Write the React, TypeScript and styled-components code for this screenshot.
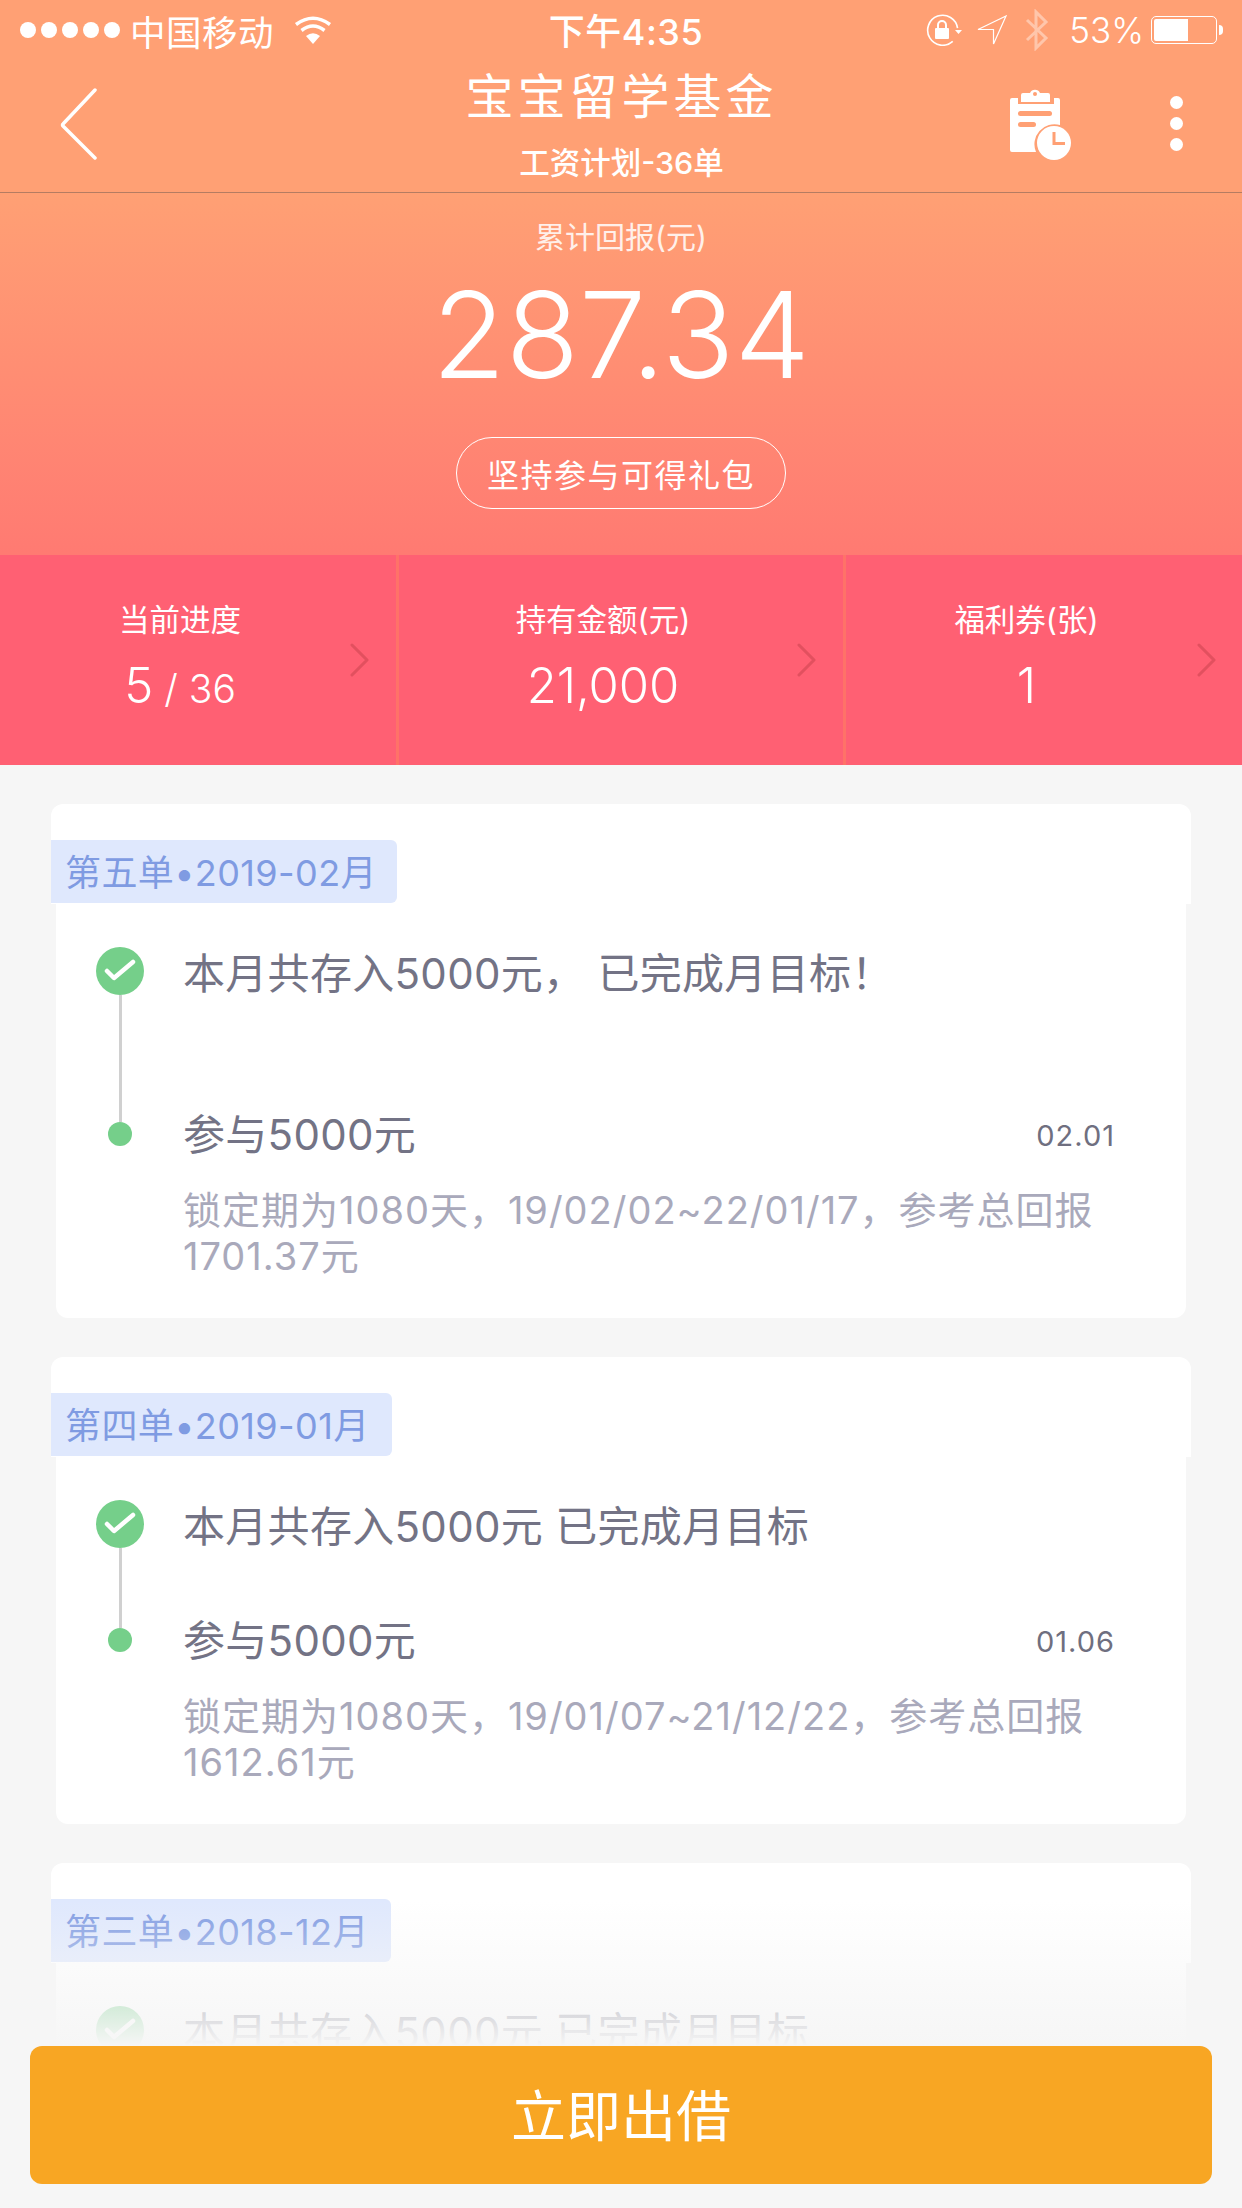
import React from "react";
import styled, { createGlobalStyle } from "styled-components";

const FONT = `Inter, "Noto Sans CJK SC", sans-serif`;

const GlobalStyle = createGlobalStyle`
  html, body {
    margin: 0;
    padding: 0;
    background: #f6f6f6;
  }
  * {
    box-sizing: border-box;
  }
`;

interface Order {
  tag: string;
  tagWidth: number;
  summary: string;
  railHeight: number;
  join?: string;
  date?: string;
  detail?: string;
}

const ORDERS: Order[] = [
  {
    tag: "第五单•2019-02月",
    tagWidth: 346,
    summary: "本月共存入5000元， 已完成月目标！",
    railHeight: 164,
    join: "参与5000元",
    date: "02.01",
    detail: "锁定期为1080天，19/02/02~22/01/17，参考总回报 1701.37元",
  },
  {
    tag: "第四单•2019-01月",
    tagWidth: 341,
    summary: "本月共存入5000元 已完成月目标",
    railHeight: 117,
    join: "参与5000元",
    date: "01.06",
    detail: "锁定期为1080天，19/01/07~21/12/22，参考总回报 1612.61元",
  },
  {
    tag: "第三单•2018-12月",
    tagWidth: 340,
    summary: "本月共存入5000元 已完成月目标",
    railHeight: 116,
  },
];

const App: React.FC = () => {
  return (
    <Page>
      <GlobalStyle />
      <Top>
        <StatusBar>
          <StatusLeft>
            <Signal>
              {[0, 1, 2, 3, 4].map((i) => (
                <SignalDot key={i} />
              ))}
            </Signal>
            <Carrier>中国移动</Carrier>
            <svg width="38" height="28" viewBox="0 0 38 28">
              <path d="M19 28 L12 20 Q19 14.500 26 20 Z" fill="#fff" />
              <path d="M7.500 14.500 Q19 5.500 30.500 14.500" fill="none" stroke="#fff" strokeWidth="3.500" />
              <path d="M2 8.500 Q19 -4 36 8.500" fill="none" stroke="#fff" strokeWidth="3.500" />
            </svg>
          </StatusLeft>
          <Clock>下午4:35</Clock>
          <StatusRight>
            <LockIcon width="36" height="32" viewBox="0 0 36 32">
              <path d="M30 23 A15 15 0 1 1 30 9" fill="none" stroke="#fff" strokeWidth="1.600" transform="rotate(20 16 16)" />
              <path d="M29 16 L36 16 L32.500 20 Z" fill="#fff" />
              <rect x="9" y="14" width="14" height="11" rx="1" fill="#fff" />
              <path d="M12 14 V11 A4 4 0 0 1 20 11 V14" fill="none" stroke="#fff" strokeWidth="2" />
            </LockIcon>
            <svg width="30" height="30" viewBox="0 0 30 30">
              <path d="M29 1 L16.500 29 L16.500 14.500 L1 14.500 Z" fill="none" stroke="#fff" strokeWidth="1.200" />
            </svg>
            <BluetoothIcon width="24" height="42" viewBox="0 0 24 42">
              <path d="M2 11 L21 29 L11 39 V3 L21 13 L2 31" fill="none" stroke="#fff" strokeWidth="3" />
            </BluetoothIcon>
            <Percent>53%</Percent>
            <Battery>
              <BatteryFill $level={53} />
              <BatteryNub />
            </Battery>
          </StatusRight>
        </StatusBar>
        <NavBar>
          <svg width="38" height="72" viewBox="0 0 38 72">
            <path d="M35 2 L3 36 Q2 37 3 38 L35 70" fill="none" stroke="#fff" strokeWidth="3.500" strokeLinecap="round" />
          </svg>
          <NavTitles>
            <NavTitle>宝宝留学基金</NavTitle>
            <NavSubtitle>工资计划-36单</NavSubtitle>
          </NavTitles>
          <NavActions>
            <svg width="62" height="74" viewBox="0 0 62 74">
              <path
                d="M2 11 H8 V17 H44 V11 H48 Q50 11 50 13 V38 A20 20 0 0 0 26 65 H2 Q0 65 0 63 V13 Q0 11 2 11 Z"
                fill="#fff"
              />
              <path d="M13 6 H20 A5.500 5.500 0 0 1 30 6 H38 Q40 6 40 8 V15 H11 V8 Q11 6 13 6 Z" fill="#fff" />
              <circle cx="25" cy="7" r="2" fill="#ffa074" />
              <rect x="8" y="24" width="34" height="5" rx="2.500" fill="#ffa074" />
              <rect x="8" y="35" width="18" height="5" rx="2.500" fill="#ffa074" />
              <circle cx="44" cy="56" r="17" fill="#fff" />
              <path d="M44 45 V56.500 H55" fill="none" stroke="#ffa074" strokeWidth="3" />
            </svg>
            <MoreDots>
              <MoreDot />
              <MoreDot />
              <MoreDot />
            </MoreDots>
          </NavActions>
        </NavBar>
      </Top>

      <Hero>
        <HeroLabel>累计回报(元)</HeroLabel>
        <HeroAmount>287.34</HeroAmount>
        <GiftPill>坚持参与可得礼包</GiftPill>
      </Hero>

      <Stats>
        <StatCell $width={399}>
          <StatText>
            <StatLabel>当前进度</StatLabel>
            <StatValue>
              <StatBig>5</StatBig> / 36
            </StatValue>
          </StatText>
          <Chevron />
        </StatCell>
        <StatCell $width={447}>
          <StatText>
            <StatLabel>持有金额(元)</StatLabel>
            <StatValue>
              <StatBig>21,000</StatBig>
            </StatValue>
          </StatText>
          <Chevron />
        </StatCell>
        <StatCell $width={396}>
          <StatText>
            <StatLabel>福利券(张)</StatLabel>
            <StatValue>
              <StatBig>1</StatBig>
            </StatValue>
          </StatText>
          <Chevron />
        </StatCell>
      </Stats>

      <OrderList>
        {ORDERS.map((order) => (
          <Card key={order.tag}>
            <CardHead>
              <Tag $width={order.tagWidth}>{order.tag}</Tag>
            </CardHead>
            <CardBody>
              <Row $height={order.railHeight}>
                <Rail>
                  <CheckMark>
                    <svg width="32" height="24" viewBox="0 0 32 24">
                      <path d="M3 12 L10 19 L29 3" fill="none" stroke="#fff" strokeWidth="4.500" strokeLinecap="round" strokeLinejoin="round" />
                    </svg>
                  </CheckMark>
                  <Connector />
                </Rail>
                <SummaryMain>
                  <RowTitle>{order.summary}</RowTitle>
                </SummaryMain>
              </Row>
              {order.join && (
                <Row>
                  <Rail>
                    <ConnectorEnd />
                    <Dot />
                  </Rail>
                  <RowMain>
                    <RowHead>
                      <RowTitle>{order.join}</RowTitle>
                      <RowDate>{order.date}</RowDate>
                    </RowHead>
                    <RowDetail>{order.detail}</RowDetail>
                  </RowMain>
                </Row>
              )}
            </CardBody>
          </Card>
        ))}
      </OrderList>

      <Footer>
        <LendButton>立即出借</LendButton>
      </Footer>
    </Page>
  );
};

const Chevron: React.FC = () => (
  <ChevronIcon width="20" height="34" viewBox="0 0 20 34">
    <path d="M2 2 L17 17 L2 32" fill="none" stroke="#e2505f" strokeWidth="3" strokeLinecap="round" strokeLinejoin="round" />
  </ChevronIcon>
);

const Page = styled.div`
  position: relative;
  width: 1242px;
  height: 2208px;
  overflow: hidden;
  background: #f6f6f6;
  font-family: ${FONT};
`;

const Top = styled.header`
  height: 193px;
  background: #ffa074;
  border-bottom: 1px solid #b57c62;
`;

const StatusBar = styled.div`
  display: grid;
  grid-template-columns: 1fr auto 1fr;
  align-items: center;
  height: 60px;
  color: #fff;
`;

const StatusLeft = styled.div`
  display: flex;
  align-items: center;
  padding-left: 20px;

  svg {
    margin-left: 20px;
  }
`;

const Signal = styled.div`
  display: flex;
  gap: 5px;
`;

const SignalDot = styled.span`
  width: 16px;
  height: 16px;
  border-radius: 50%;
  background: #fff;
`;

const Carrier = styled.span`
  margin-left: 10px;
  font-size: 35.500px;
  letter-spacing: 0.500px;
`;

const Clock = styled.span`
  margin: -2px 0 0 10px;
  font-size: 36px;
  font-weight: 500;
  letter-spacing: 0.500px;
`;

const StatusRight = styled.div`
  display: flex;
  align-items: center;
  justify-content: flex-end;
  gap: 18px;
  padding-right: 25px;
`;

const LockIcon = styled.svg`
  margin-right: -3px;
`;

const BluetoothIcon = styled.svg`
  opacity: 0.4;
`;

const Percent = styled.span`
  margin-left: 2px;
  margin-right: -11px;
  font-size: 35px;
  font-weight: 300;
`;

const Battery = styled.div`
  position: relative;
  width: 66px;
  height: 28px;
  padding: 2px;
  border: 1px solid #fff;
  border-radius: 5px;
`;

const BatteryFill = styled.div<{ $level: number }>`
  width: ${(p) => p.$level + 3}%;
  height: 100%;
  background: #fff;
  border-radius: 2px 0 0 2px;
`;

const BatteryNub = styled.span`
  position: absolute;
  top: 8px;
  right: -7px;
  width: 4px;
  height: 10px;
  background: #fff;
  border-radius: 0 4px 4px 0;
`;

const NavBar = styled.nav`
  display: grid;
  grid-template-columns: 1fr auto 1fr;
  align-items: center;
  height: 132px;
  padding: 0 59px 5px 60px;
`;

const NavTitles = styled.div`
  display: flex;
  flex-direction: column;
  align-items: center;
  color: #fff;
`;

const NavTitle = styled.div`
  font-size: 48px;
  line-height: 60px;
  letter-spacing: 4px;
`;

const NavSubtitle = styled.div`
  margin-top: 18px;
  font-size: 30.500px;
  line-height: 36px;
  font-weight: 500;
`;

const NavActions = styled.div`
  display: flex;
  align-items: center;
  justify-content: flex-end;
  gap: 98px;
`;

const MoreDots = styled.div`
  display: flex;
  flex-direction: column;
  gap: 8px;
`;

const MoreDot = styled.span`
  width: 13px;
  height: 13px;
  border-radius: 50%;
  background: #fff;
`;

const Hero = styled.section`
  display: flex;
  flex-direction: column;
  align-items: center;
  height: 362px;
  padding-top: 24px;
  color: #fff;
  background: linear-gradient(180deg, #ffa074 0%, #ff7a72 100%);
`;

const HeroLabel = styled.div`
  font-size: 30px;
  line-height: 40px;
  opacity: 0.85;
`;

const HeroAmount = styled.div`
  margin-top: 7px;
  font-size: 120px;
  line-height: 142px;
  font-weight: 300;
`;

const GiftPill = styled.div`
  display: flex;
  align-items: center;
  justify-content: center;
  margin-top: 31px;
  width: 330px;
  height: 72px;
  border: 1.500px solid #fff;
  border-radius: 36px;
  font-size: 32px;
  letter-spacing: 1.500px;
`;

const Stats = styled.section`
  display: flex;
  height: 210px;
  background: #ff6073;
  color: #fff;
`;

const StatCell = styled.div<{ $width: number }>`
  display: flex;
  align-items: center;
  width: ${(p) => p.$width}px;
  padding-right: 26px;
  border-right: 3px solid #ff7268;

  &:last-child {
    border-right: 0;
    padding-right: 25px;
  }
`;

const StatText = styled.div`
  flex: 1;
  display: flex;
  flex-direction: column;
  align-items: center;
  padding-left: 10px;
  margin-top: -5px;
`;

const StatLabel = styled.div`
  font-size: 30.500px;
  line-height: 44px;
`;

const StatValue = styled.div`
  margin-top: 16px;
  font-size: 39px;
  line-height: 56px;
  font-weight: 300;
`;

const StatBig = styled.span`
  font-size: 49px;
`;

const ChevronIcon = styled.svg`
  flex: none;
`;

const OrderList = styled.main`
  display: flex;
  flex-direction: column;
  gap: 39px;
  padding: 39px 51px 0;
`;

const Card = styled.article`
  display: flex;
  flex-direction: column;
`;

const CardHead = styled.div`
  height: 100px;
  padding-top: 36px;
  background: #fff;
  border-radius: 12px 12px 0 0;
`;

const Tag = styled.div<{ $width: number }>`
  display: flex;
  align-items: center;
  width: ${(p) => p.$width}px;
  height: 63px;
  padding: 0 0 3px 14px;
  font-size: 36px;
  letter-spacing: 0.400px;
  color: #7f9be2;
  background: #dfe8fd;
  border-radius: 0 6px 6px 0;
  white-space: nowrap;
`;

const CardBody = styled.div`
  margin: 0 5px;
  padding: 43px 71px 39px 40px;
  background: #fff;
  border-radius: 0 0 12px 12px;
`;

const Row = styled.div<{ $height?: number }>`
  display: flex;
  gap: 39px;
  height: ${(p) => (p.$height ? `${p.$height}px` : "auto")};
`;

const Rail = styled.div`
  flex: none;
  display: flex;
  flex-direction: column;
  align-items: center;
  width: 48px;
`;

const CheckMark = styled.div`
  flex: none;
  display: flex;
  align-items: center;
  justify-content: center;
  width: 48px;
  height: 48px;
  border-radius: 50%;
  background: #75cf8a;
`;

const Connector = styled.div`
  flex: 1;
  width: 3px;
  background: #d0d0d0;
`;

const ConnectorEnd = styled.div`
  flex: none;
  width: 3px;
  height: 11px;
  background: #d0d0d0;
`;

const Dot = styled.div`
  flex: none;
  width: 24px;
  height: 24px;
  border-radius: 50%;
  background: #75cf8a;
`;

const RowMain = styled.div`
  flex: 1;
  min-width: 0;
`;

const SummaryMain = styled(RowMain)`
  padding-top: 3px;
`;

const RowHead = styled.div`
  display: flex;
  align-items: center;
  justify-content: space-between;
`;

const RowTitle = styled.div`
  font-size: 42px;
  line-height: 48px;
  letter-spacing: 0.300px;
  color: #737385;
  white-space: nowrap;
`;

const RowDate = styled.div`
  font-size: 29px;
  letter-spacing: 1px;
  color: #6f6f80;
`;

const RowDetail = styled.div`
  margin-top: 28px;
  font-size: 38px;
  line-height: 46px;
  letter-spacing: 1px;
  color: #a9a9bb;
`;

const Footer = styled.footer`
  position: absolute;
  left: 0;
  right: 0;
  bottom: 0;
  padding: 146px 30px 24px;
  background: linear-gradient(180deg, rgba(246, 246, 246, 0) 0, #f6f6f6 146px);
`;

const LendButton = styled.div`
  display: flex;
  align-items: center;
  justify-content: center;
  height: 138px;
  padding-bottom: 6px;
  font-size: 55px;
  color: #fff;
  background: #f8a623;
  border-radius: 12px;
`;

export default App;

......

Select every line above that contains the word "React", and copy it.

- **The response**:
Write the React, TypeScript and styled-components code for this screenshot.
import React from "react";
const App: React.FC = () => {
const Chevron: React.FC = () => (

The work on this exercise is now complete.